Racked with sobs, Peterson went on to complain about the way celebrity medical examiner Michael Baden conducted an autopsy on Savio's body after it was pulled from its grave soon after Peterson's fourth wife, Stacy Peterson, mysteriously vanished in October 2007.
"He took the head of the mother of my children," Peterson exclaimed.
"He cut off the head of the mother of my children and he put it on a counter so that the TV producer has to see it, to take pictures, to sensationalize the moment for a TV show," Peterson said.
Prosecutors dispute this ever happened.
Before Peterson launched his tirade, Judge Burmila declared that he was not granting a new trial for Peterson, whose lawyers claim he was deprived of a fair shake due to the allegedly poor performance of former lead attorney Joel Brodsky.
Burmila agreed that it was "clear to the court from the very beginning that Mr. Brodsky was out of his depth," and that he "did not have the lawyerly skills" to handle the case. But he also pointed out that Peterson was represented during his trial by five other attorneys.
Peterson did not mention Brodsky during his rant, but did go after the news media, whose attention he and his lawyer seemed to love before he was found guilty of murder and Brodsky was off the case. He also decried "that ridiculous movie that was played right before my trial."
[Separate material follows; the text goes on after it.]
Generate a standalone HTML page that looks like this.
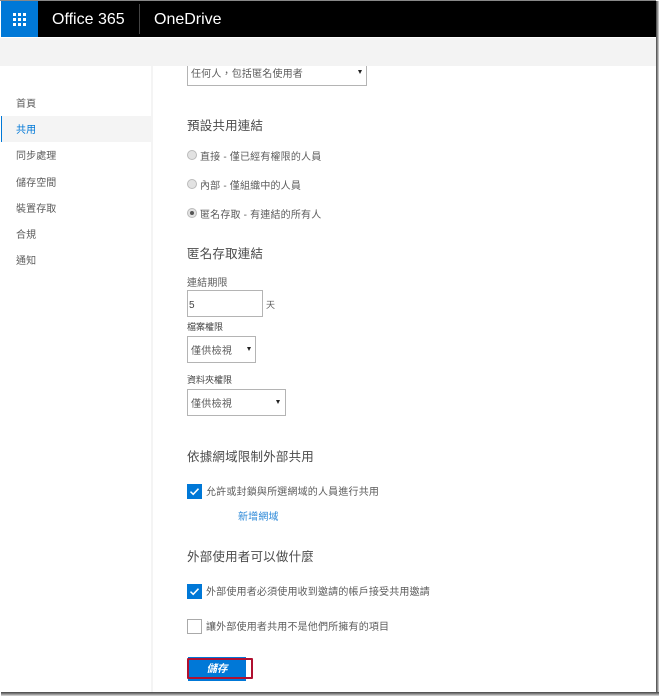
<!DOCTYPE html>
<html><head><meta charset="utf-8">
<style>
html,body{margin:0;padding:0;background:#fff}
body{width:659px;height:696px;position:relative;overflow:hidden;font-family:"Liberation Sans","Noto Sans CJK TC",sans-serif;color:#666}
.a{position:absolute;white-space:nowrap}
.s{font-size:10px;line-height:14px;color:#5c5c5c;letter-spacing:.18px;filter:blur(.35px)}
.h{font-size:12.5px;line-height:18px;color:#4c4c4c;letter-spacing:.2px;filter:blur(.35px)}
.nav{left:16px;font-size:10px;line-height:14px;color:#5c5c5c;letter-spacing:.1px;filter:blur(.35px)}
.sel{background:#fff;border:1px solid #b4b4b4;box-sizing:border-box}
.arr{width:0;height:0;border-left:2.5px solid transparent;border-right:2.5px solid transparent;border-top:4px solid #222}
.r{width:10px;height:10px;border-radius:50%;background:#e2e2e2;border:1px solid #bbb;box-sizing:border-box}
.cb{width:15px;height:15px;background:#0078d7}
</style></head><body>
<div class="a" style="left:0;top:0;width:656px;height:692px;background:#fff;overflow:hidden">
 <div class="a" style="left:1px;top:1px;width:655px;height:36px;background:#000"></div>
 <div class="a" style="left:1px;top:1px;width:37px;height:36px;background:#0078d7"></div>
 <svg class="a" style="left:13px;top:13px" width="13" height="13" fill="#fff"><rect x="0" y="0" width="3" height="3"/><rect x="5" y="0" width="3" height="3"/><rect x="10" y="0" width="3" height="3"/><rect x="0" y="5" width="3" height="3"/><rect x="5" y="5" width="3" height="3"/><rect x="10" y="5" width="3" height="3"/><rect x="0" y="10" width="3" height="3"/><rect x="5" y="10" width="3" height="3"/><rect x="10" y="10" width="3" height="3"/></svg>
 <div class="a" style="left:52px;top:10px;font-size:16px;line-height:20px;color:#fff">Office 365</div>
 <div class="a" style="left:139px;top:4px;width:1px;height:30px;background:#444"></div>
 <div class="a" style="left:154px;top:10px;font-size:16px;line-height:20px;color:#fff">OneDrive</div>
 <div class="a" style="left:0;top:38px;width:656px;height:28px;background:#f3f3f3"></div>
 <div class="a" style="left:151px;top:66px;width:2px;height:626px;background:#f4f4f4"></div>

 <div class="a nav" style="top:98px">首頁</div>
 <div class="a" style="left:1px;top:116px;width:150px;height:26px;background:#f4f4f4"></div>
 <div class="a" style="left:1px;top:116px;width:1px;height:26px;background:#0078d7"></div>
 <div class="a nav" style="top:124px;color:#0078d7">共用</div>
 <div class="a nav" style="top:150px">同步處理</div>
 <div class="a nav" style="top:177px">儲存空間</div>
 <div class="a nav" style="top:203px">裝置存取</div>
 <div class="a nav" style="top:229px">合規</div>
 <div class="a nav" style="top:255px">通知</div>

 <div class="a sel" style="left:187px;top:60px;width:180px;height:26px"></div>
 <div class="a" style="left:0;top:38px;width:656px;height:28px;background:#f3f3f3"></div>
 <div class="a s" style="left:191px;top:68px">任何人，包括匿名使用者</div>
 <div class="a arr" style="left:358px;top:70px"></div>

 <div class="a h" style="left:187px;top:117px">預設共用連結</div>
 <div class="a r" style="left:187px;top:150px"></div>
 <div class="a s" style="left:200px;top:151px">直接 - 僅已經有權限的人員</div>
 <div class="a r" style="left:187px;top:179px"></div>
 <div class="a s" style="left:200px;top:180px">內部 - 僅組織中的人員</div>
 <div class="a r" style="left:187px;top:208px"></div>
 <div class="a" style="left:190px;top:211px;width:4px;height:4px;border-radius:50%;background:#555"></div>
 <div class="a s" style="left:200px;top:209px">匿名存取 - 有連結的所有人</div>

 <div class="a h" style="left:187px;top:245px">匿名存取連結</div>
 <div class="a s" style="left:187px;top:277px">連結期限</div>
 <div class="a sel" style="left:187px;top:290px;width:76px;height:27px"></div>
 <div class="a" style="left:189px;top:299px;font-size:10px;line-height:13px;color:#444">5</div>
 <div class="a s" style="left:266px;top:298px;font-size:9px">天</div>
 <div class="a" style="left:187px;top:321px;font-size:9px;line-height:13px;color:#444;filter:blur(.35px)">檔案權限</div>
 <div class="a sel" style="left:187px;top:336px;width:69px;height:27px"></div>
 <div class="a s" style="left:191px;top:345px;letter-spacing:.3px">僅供檢視</div>
 <div class="a arr" style="left:247px;top:347px"></div>
 <div class="a" style="left:187px;top:374px;font-size:9px;line-height:13px;color:#444;filter:blur(.35px)">資料夾權限</div>
 <div class="a sel" style="left:187px;top:389px;width:99px;height:27px"></div>
 <div class="a s" style="left:191px;top:398px;letter-spacing:.3px">僅供檢視</div>
 <div class="a arr" style="left:276px;top:400px"></div>

 <div class="a h" style="left:187px;top:448px">依據網域限制外部共用</div>
 <div class="a cb" style="left:187px;top:484px"></div>
 <svg class="a" style="left:187px;top:484px" width="15" height="15" fill="none" stroke="#fff" stroke-width="1.5"><path d="M3.5 7.6l2.7 2.7 5.3-5.6"/></svg>
 <div class="a s" style="left:206px;top:486px">允許或封鎖與所選網域的人員進行共用</div>
 <div class="a s" style="left:238px;top:511px;color:#2b88d8">新增網域</div>

 <div class="a h" style="left:187px;top:548px">外部使用者可以做什麼</div>
 <div class="a cb" style="left:187px;top:584px"></div>
 <svg class="a" style="left:187px;top:584px" width="15" height="15" fill="none" stroke="#fff" stroke-width="1.5"><path d="M3.5 7.6l2.7 2.7 5.3-5.6"/></svg>
 <div class="a s" style="left:206px;top:586px">外部使用者必須使用收到邀請的帳戶接受共用邀請</div>
 <div class="a" style="left:187px;top:619px;width:15px;height:15px;box-sizing:border-box;border:1px solid #aaa;background:#fff"></div>
 <div class="a s" style="left:206px;top:621px">讓外部使用者共用不是他們所擁有的項目</div>

 <div class="a" style="left:188px;top:657px;width:58px;height:24px;background:#0078d7"></div>
 <div class="a" style="left:188px;top:657px;width:58px;height:24px;text-align:center;font-size:10.5px;line-height:24px;font-weight:bold;font-style:italic;color:#fff;filter:blur(.3px)">儲存</div>
 <div class="a" style="left:187px;top:658px;width:66px;height:21px;box-sizing:border-box;border:2px solid #b01030;border-radius:1px"></div>
</div>
<div class="a" style="left:656px;top:1px;width:3px;height:695px;background:linear-gradient(90deg,#444,#999 60%,#ddd)"></div>
<div class="a" style="left:1px;top:692px;width:658px;height:4px;background:linear-gradient(180deg,#444,#888 50%,#ddd)"></div>
<div class="a" style="left:0;top:0;width:656px;height:1px;background:#888"></div>
</body></html>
The and was based on the true crime sensation Fatal Vows: The Tragic Wives of Sergeant Drew Peterson.
"When this happened, I thought I'd be found to be a great guy, but within moments the media turned me into a monster," Peterson said. "First chance I get, I’m going get a tattoo on my back from shoulder to shoulder, and it’s going to read, 'No good deed goes unpunished.'"
After Peterson's spectacle, Glasgow said, "I've never seen a more pathetic display until today."
"That shrill kind of feminine screech that he didn't kill Kathy, that's who killed Kathy," Glasgow said.
For all Peterson's sobbing on the stand, he composed himself immediately after stepping down and was laughing and talking to county deputies after the hearing ended and the courtroom was cleared.
Since he was locked up in May 2009, Peterson said he has twice battled skin cancer and has been stricken with high blood pressure and high cholesterol. He attributes the blood pressure and cholesterol problems to the jail food he has been eating for almost four years.
"I tell you this to give you greater cause for celebration when you celebrate the fact that you perpetrated the greatest railroad job in the history of this country," Peterson said.
Peterson attorney Steve Greenberg agreed that his client was railroaded, and predicted the case would be sent back to Joliet on appeal within two years. Peterson will spend those two years in prison, and may be taken from the county jail to Stateville Correctional Center as early as Friday. On Thursday, he sounded less than enthusiastic about the prospect of being sent "to the department of corrections to die."
"I hope Mr. Glasgow looks me in the eye right now," Peterson said before wrapping things up Thursday afternoon.
"I'll never forget what you've done here," he said. "Now it's time to send an innocent man to a life of hardship and abuse in prison. I don't deserve this. I don't deserve this. Thank you."